I can’t exactly use anyone else’s tune verbatim as there are enough differences in hardware setups and personal preferences, but they do help with my understanding of the control system and the different ways people tune. Perhaps the hardest part is taking all these different data points and figuring out what elements I should incorporate into my own tune and how. MS definitely requires lots of study. Even knowing about all that you can change doesn’t necessarily teach you how to tune. The whole process is a journey, one that will hopefully make me and my car better and improve my understanding of why I’m making certain changes and what effect they’re supposed to have.
Since my last update, here are the major changes I’ve made to the base tune provided by Reverant:
– Adjust injector cc/min
– Recalculate Required Fuel
– Calibrate AFR Table (Innovate LC-2), Calibrate Thermistor Tables (Mazda RX-7 S4 & S5 CLT and GM IAT/MAT sensors)
– Lock Calibrations
– Setup Rev Limiter (fuel cut limiting only)
– Turn off Multiply MAP for pure Alpha-N control
– Incorporate AFRTarget (include)
– Change Barometric Correction Curve Settings to the new way (Tools > Calibrate MAP/BARO > the two numbers are set to 0 and 0 and the curve is normally 100% at all points)
– Setup onboard MAP sensor for realtime barometric measurement and correction instead
– Turn off Table Choices (don’t want unintended table blending)
– Turn off Launch Control (again, stripping tune down to basics so I know that other options aren’t having an undesired effect)
– Scaled VE1 table Y-axis for 0-100% TPS and populate new Z values
– Scaled Spark1 table Y-axis for 0-100% TPS and populate new Z values
– Scale AFR1 table Y-axis for 0-100% TPS and populate new Z values
– Started tuning the VE table only once engine was fully warmed up and ASE and WUE were off
I focused on the editing the VE cells around idle. I’ve found that I would have to change 4 or 5 adjacent cells a little bit at a time to get the idle closer to stoich without having random fluctuations where it would go lean. Remember, you’re never exactly in the center of a given cell even if the blue dot shows you there. It’s really a calculated figure (weighted average?) based on your actual TPS and RPM. So adjacent cells will have an affect on your current position.
Once the engine was fully warmed up (ASE off, WUE off) and I was able to very slightly open the throttle and get the RPMs above 1500 rpm I turned on VEAL and started auto tuning. Set some advanced settings for VEAL (CLT >160°F, RPM> 1500, “Cell Change Resistance” to “Easy”). The goal is to take my VE table, which is just a best guess, and adjust values so that I can step on the gas with no load in neutral and have the engine rev cleanly to redline while maintaining target AFR the entire time. Let’s just say that I’m not there yet and this is all very much a work in progress! But once I can do this, I can think about leaving the relative safety of my garage and doing some road tuning with the engine under load.

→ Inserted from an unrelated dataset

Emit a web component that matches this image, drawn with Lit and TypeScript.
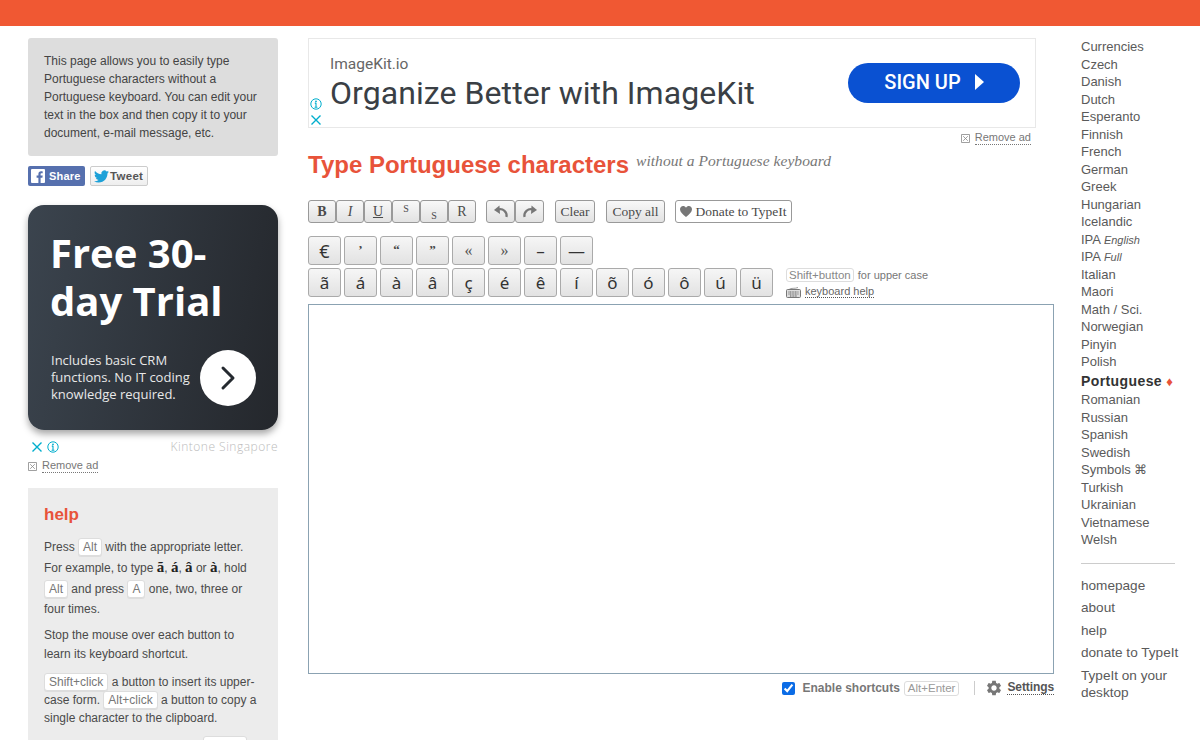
import { LitElement, html, css, svg } from "lit";
import { customElement } from "lit/decorators.js";

const langs = ["Currencies","Czech","Danish","Dutch","Esperanto","Finnish","French","German","Greek","Hungarian","Icelandic"];
const langs2 = ["Italian","Maori","Math / Sci.","Norwegian","Pinyin","Polish"];
const langs3 = ["Romanian","Russian","Spanish","Swedish"];
const langs4 = ["Turkish","Ukrainian","Vietnamese","Welsh"];
const row1: [string, string][] = [["€","euro"],["’","q"],["“","q"],["”","q"],["«","g"],["»","g"],["–",""],["—",""]];
const row2 = ["ã","á","à","â","ç","é","ê","í","õ","ó","ô","ú","ü"];

const closeIcon = svg`<path d="M1.5 1.5 10.5 10.5M10.5 1.5 1.5 10.5" fill="none" stroke="#00aecd" stroke-width="1.4"/>`;
const infoIcon = svg`<circle cx="6" cy="6" r="5.2" fill="none" stroke="#00aecd" stroke-width="1"/><circle cx="6" cy="3.4" r=".9" fill="#00aecd"/><path d="M6 5v4.2M4.8 5.1H6M4.6 9.3h2.8" fill="none" stroke="#00aecd" stroke-width="1.1"/>`;
const removeIcon = html`<svg class="rm" viewBox="0 0 9 9" width="9" height="9"><path d="M.5.5h8v8h-8zM2.2 2.2l4.6 4.6M6.8 2.2 2.2 6.8" fill="none" stroke="#888" stroke-width=".8"/></svg>`;

@customElement("app-root")
export class AppRoot extends LitElement {
  static styles = css`
    :host { display: block; height: 740px; overflow: hidden; font-family: "Liberation Sans", Arial, sans-serif; color: #444; background: #fff; }
    * { box-sizing: border-box; }
    .top { height: 26px; background: #f05833; }
    .page { display: flex; padding: 12px 0 0 28px; }
    .left { width: 250px; flex: none; }
    .main { width: 746px; flex: none; margin-left: 30px; }
    .right { width: 110px; flex: none; margin-left: 27px; font-size: 13px; color: #5a5a5a; line-height: 17.5px; }

    .intro { background: #ddd; border-radius: 3px; height: 118px; padding: 14px 16px; font-size: 12px; line-height: 18px; color: #444; }
    .social { display: flex; gap: 5px; margin-top: 10px; }
    .sbtn { height: 20px; border-radius: 2px; display: flex; align-items: center; font-weight: bold; }
    .fb { width: 57px; background: #5670ae; color: #fff; padding-left: 3px; gap: 4px; font-size: 11px; letter-spacing: .2px; }
    .tw { width: 58px; background: linear-gradient(#fff, #eee); border: 1px solid #ccc; color: #555; padding-left: 3px; gap: 1px; font-size: 11.5px; letter-spacing: .3px; }

    .card { margin-top: 19px; height: 225px; border-radius: 16px; background: linear-gradient(100deg, #3b444e, #24272c); box-shadow: 0 4px 7px rgba(0,0,0,.35); padding: 24px 0 0 23px; color: #fff; font-family: "Open Sans", sans-serif; }
    .card h2 { margin: 0 0 0 -1px; font-size: 40px; line-height: 48px; font-weight: 700; width: 190px; }
    .card-foot { display: flex; align-items: center; margin-top: 25px; }
    .card p { margin: 0 0 2px; width: 149px; font-size: 13px; line-height: 17px; color: #e8e8e8; }
    .go { width: 56px; height: 56px; border-radius: 50%; background: #fff; display: flex; align-items: center; justify-content: center; flex: none; }
    .adlabel { display: flex; align-items: center; height: 18px; margin-top: 8px; gap: 4px; padding-left: 3px; }
    .adlabel .brand { margin: 0 0 2px auto; font-family: "Open Sans", sans-serif; font-weight: 300; font-size: 12px; letter-spacing: .5px; color: #bbb; }
    .remove { font-size: 11px; color: #777; display: flex; align-items: center; gap: 5px; line-height: 13px; }
    .remove span { border-bottom: 1px dotted #777; }
    .remove-left { margin-top: 3px; }
    .rm { flex: none; }

    .help { margin-top: 15px; background: #ececec; padding: 17px 16px 16px; font-size: 12px; line-height: 19px; height: 300px; color: #4a4a4a; }
    .help h3 { margin: 0 0 11px; font-size: 17px; line-height: 20px; color: #e8533a; }
    .help p { margin: 0 0 7px; }
    kbd { font-family: inherit; font-size: 12px; color: #777; background: #fff; border: 1px solid #ddd; border-radius: 3px; padding: 0 4px; display: inline-block; line-height: 16px; margin: 2px 0; box-shadow: 0 1px 0 #ddd; }
    .ex { font-family: "Liberation Serif", serif; font-size: 15px; font-weight: bold; color: #222; }
    .help p.tight { margin-top: 9px; line-height: 18px; }
    .help p.tight kbd { margin: 0; }
    .help p.last { margin-top: 7px; }

    .adtop { height: 90px; width: 728px; border: 1px solid #e8e8e8; position: relative; display: flex; align-items: center; padding: 0 15px 0 21px; }
    .adtext { flex: 1; padding-bottom: 1px; }
    .adname { font-family: "Roboto", sans-serif; font-size: 15.5px; line-height: 20px; color: #666; }
    .adhead { font-family: "Roboto", sans-serif; font-size: 32px; line-height: 38px; color: #3a3f45; letter-spacing: .07px; }
    .signup { width: 172px; height: 40px; border-radius: 20px; background: #0a51d2; color: #fff; display: flex; align-items: center; justify-content: center; gap: 14px; padding-bottom: 2px; font-family: "Roboto", sans-serif; font-size: 20px; font-weight: 500; }
    .adicons { position: absolute; left: 1px; bottom: 1px; display: flex; flex-direction: column; gap: 4px; }
    .remove-top { width: 723px; justify-content: flex-end; margin-top: 3px; }
    h1 { margin: 4px 0 0; display: flex; align-items: baseline; height: 32px; font-size: 24px; line-height: 32px; color: #e8533a; font-weight: bold; }
    h1 em { font-family: "Liberation Serif", serif; font-weight: normal; font-size: 15.5px; color: #777; margin: 0 0 0 7px; position: relative; top: -7px; letter-spacing: .05px; }

    .tools { display: flex; margin-top: 19px; height: 23px; }
    .t { height: 23px; border: 1px solid #999; border-radius: 3px; background: linear-gradient(#f8f8f8, #e2e2e2); font-family: "Liberation Serif", serif; font-size: 13.5px; color: #4a4a4a; display: flex; align-items: center; justify-content: center; }
    .sq { width: 28px; font-size: 14px; }
    .ud { width: 29px; }
    .clear { width: 40px; margin-left: 11px; }
    .copy { width: 59px; margin-left: 11px; }
    .donate { width: 117px; margin-left: 10px; background: #fff; gap: 3px; }
    .grp { margin-left: 10px; }
    .sup { font-size: 10px; position: relative; top: -3px; }
    .sub { font-size: 10px; position: relative; top: 4px; }

    .chars { display: flex; flex-direction: column; gap: 3px; margin-top: 13px; }
    .row { display: flex; gap: 3px; align-items: flex-start; }
    .c { width: 33px; height: 29px; border: 1px solid #aaa; border-radius: 3px; background: linear-gradient(#f6f6f6, #e2e2e2); font-family: "Noto Sans", sans-serif; font-size: 17px; color: #333; display: flex; align-items: center; justify-content: center; }
    .c.euro { font-size: 18px; }
    .c.q { font-family: "Liberation Serif", serif; font-size: 13px; font-weight: bold; color: #444; padding-bottom: 2px; }
    .c.g { font-family: "Liberation Serif", serif; font-size: 16px; color: #555; }
    .hints { margin-left: 10px; font-size: 11px; color: #777; line-height: 14px; }
    .hints kbd { font-size: 11.5px; line-height: 12px; padding: 0 2px; margin: 0 1px 0 0; box-shadow: none; color: #888; }
    .kh { display: flex; align-items: center; gap: 4px; margin-top: 4px; font-size: 11px; }
    .kh span { border-bottom: 1px dotted #555; line-height: 11px; color: #666; }
    .area { height: 370px; margin-top: 6px; border: 1px solid #8ba2b2; }

    .foot { display: flex; align-items: center; justify-content: flex-end; height: 14px; margin-top: 7px; font-size: 12px; font-weight: bold; color: #777; }
    .foot input { margin: 0 7px 0 0; width: 13px; height: 13px; accent-color: #0b6ce6; }
    .foot kbd { font-weight: normal; line-height: 13px; padding: 0 3px; margin: 0 0 0 4px; box-shadow: none; color: #999; font-size: 11.5px; }
    .sep { width: 1px; height: 14px; background: #ccc; margin: 0 10px 0 15px; }
    .foot svg { margin-right: 4px; }
    .foot .st { color: #555; border-bottom: 1px dotted #555; line-height: 13px; letter-spacing: -.1px; }

    .l { display: block; }
    .l i { font-size: 11px; line-height: 0; }
    .cur { font-size: 14px; font-weight: bold; color: #333; letter-spacing: .4px; line-height: 19px; margin: 1px 0 .6px; white-space: nowrap; }
    .cur b { color: #e8533a; font-size: 13px; letter-spacing: 0; line-height: 0; }
    hr { border: 0; border-top: 1px solid #ccc; margin: 14px 0 13px; width: 94px; }
    .m { display: block; margin-bottom: 5px; font-size: 13.6px; }
    .m.d { white-space: nowrap; }
  `;

  render() {
    return html`
      <div class="top"></div>
      <div class="page">
        <aside class="left">
          <div class="intro">This page allows you to easily type Portuguese characters without a Portuguese keyboard. You can edit your text in the box and then copy it to your document, e-mail message, etc.</div>
          <div class="social">
            <div class="sbtn fb"><svg width="14" height="14" viewBox="0 0 14 14"><rect width="14" height="14" rx="1" fill="#fff"/><path d="M9.6 14V8.7h1.8l.3-2.1H9.6V5.3c0-.6.2-1 1-1h1.1V2.4c-.2 0-.8-.1-1.6-.1-1.6 0-2.7 1-2.7 2.8v1.5H5.6v2.1h1.8V14z" fill="#5670ae"/></svg>Share</div>
            <div class="sbtn tw"><svg width="15" height="15" viewBox="0 0 24 24"><path fill="#1da1d8" d="M23.953 4.57a10 10 0 01-2.825.775 4.958 4.958 0 002.163-2.723c-.951.555-2.005.959-3.127 1.184a4.92 4.92 0 00-8.384 4.482C7.69 8.095 4.067 6.13 1.64 3.162a4.822 4.822 0 00-.666 2.475c0 1.71.87 3.213 2.188 4.096a4.904 4.904 0 01-2.228-.616v.06a4.923 4.923 0 003.946 4.827 4.996 4.996 0 01-2.212.085 4.936 4.936 0 004.604 3.417 9.867 9.867 0 01-6.102 2.105c-.39 0-.779-.023-1.17-.067a13.995 13.995 0 007.557 2.209c9.053 0 13.998-7.496 13.998-13.985 0-.21 0-.42-.015-.63A9.935 9.935 0 0024 4.59z"/></svg>Tweet</div>
          </div>
          <div class="card">
            <h2>Free 30-day Trial</h2>
            <div class="card-foot">
              <p>Includes basic CRM functions. No IT coding knowledge required.</p>
              <div class="go"><svg width="16" height="26" viewBox="0 0 16 26"><path d="M3 3l10 10L3 23" fill="none" stroke="#252a30" stroke-width="3" stroke-linecap="round" stroke-linejoin="round"/></svg></div>
            </div>
          </div>
          <div class="adlabel">
            <svg width="12" height="12" viewBox="0 0 12 12">${closeIcon}</svg>
            <svg width="12" height="12" viewBox="0 0 12 12">${infoIcon}</svg>
            <span class="brand">Kintone Singapore</span>
          </div>
          <div class="remove remove-left">${removeIcon}<span>Remove ad</span></div>
          <div class="help">
            <h3>help</h3>
            <p>Press <kbd>Alt</kbd> with the appropriate letter. For example, to type <span class="ex">ã</span>, <span class="ex">á</span>, <span class="ex">â</span> or <span class="ex">à</span>, hold <kbd>Alt</kbd> and press <kbd>A</kbd> one, two, three or four times.</p>
            <p>Stop the mouse over each button to learn its keyboard shortcut.</p>
            <p class="tight"><kbd>Shift+click</kbd> a button to insert its upper-case form. <kbd>Alt+click</kbd> a button to copy a single character to the clipboard.</p>
            <p class="last">To copy all of your text, press <kbd>Ctrl+C</kbd></p>
          </div>
        </aside>

        <main class="main">
          <div class="adtop">
            <div class="adtext">
              <div class="adname">ImageKit.io</div>
              <div class="adhead">Organize Better with ImageKit</div>
            </div>
            <div class="signup">SIGN UP <svg width="9" height="16" viewBox="0 0 9 16"><path d="M0 0l9 8-9 8z" fill="#fff"/></svg></div>
            <div class="adicons">
              <svg width="12" height="12" viewBox="0 0 12 12">${infoIcon}</svg>
              <svg width="12" height="12" viewBox="0 0 12 12">${closeIcon}</svg>
            </div>
          </div>
          <div class="remove remove-top">${removeIcon}<span>Remove ad</span></div>
          <h1>Type Portuguese characters <em>without a Portuguese keyboard</em></h1>

          <div class="tools">
            <div class="t sq"><b>B</b></div>
            <div class="t sq"><i>I</i></div>
            <div class="t sq"><u>U</u></div>
            <div class="t sq"><span class="sup">S</span></div>
            <div class="t sq"><span class="sub">S</span></div>
            <div class="t sq">R</div>
            <div class="t ud grp"><svg width="16" height="14" viewBox="0 0 16 14"><path d="M13.500 12C14.500 7 10 3 5 4.500" fill="none" stroke="#777" stroke-width="2.2"/><path d="M6.500 .5 1 5l6 4z" fill="#777"/></svg></div>
            <div class="t ud"><svg width="16" height="14" viewBox="0 0 16 14"><path d="M2.500 12C1.500 7 6 3 11 4.500" fill="none" stroke="#777" stroke-width="2.2"/><path d="M9.500 .5 15 5 9 9z" fill="#777"/></svg></div>
            <div class="t clear">Clear</div>
            <div class="t copy">Copy all</div>
            <div class="t donate"><svg width="12" height="11" viewBox="0 0 12 11"><path d="M6 11C2.500 8 0 6 0 3.200 0 1.300 1.400 0 3.100 0 4.300 0 5.400.6 6 1.700 6.600.6 7.700 0 8.900 0 10.600 0 12 1.300 12 3.200 12 6 9.500 8 6 11z" fill="#777"/></svg>Donate to TypeIt</div>
          </div>

          <div class="chars">
            <div class="row">${row1.map(([c, k]) => html`<div class="c ${k}">${c}</div>`)}</div>
            <div class="row">
              ${row2.map((c) => html`<div class="c">${c}</div>`)}
              <div class="hints">
                <div><kbd>Shift+button</kbd> for upper case</div>
                <div class="kh"><svg width="15" height="11" viewBox="0 0 15 11"><rect x=".5" y="2.500" width="14" height="8" rx="1" fill="#ddd" stroke="#777"/><path d="M2.500 5h10M2.500 7h10M4 9h7" stroke="#555" stroke-dasharray="1 .6"/><path d="M3 2.500C5 .5 9 2 12 .5" fill="none" stroke="#777" stroke-width=".7"/></svg><span>keyboard help</span></div>
              </div>
            </div>
          </div>
          <div class="area"></div>
          <div class="foot">
            <input type="checkbox" checked />
            Enable shortcuts
            <kbd>Alt+Enter</kbd>
            <div class="sep"></div>
            <svg width="18" height="18" viewBox="0 0 24 24"><path fill="#777" d="M19.14 12.94c.04-.3.06-.61.06-.94 0-.32-.02-.64-.07-.94l2.030-1.58c.18-.14.23-.41.12-.61l-1.920-3.320c-.12-.22-.37-.29-.59-.22l-2.390.96c-.5-.38-1.030-.7-1.620-.94l-.36-2.540c-.04-.24-.24-.41-.48-.41h-3.840c-.24 0-.43.17-.47.41l-.36 2.540c-.59.24-1.130.57-1.620.94l-2.390-.96c-.22-.08-.47 0-.59.22L2.740 8.870c-.12.21-.08.47.12.61l2.030 1.580c-.05.3-.09.63-.09.94s.02.64.07.94l-2.030 1.580c-.18.14-.23.41-.12.61l1.920 3.320c.12.22.37.29.59.22l2.390-.96c.5.38 1.030.7 1.620.94l.36 2.540c.05.24.24.41.48.41h3.840c.24 0 .44-.17.47-.41l.36-2.540c.59-.24 1.130-.56 1.620-.94l2.390.96c.22.08.47 0 .59-.22l1.920-3.320c.12-.22.07-.47-.12-.61l-2.010-1.580zM12 15.600c-1.980 0-3.600-1.620-3.600-3.600s1.620-3.600 3.600-3.600 3.600 1.620 3.600 3.600-1.620 3.600-3.600 3.600z"/></svg>
            <span class="st">Settings</span>
          </div>
        </main>

        <nav class="right">
          ${langs.map((l) => html`<span class="l">${l}</span>`)}
          <span class="l">IPA <i>English</i></span>
          <span class="l">IPA <i>Full</i></span>
          ${langs2.map((l) => html`<span class="l">${l}</span>`)}
          <div class="cur">Portuguese <b>♦</b></div>
          ${langs3.map((l) => html`<span class="l">${l}</span>`)}
          <span class="l">Symbols ⌘</span>
          ${langs4.map((l) => html`<span class="l">${l}</span>`)}
          <hr />
          <span class="m">homepage</span>
          <span class="m">about</span>
          <span class="m">help</span>
          <span class="m d">donate to TypeIt</span>
          <span class="m">TypeIt on your desktop</span>
        </nav>
      </div>
    `;
  }
}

VEAL is a very nice tool to have but it isn’t a magic bullet. I find it relatively slow to change values and it does not handle transients very well. So you must be very steady and deliberate with the throttle opening to give it time to respond. Reverant said to behave as though you are driving on ice! My understanding is that you should only tune Acceleration Enrichment (for improved transient response) once your main VE table is pretty well tuned. So it is a slow, painstaking process. Despite the AFRs being all over the place I got impatient and just had to blip the throttle a few times just to finally hear those ITBs sing!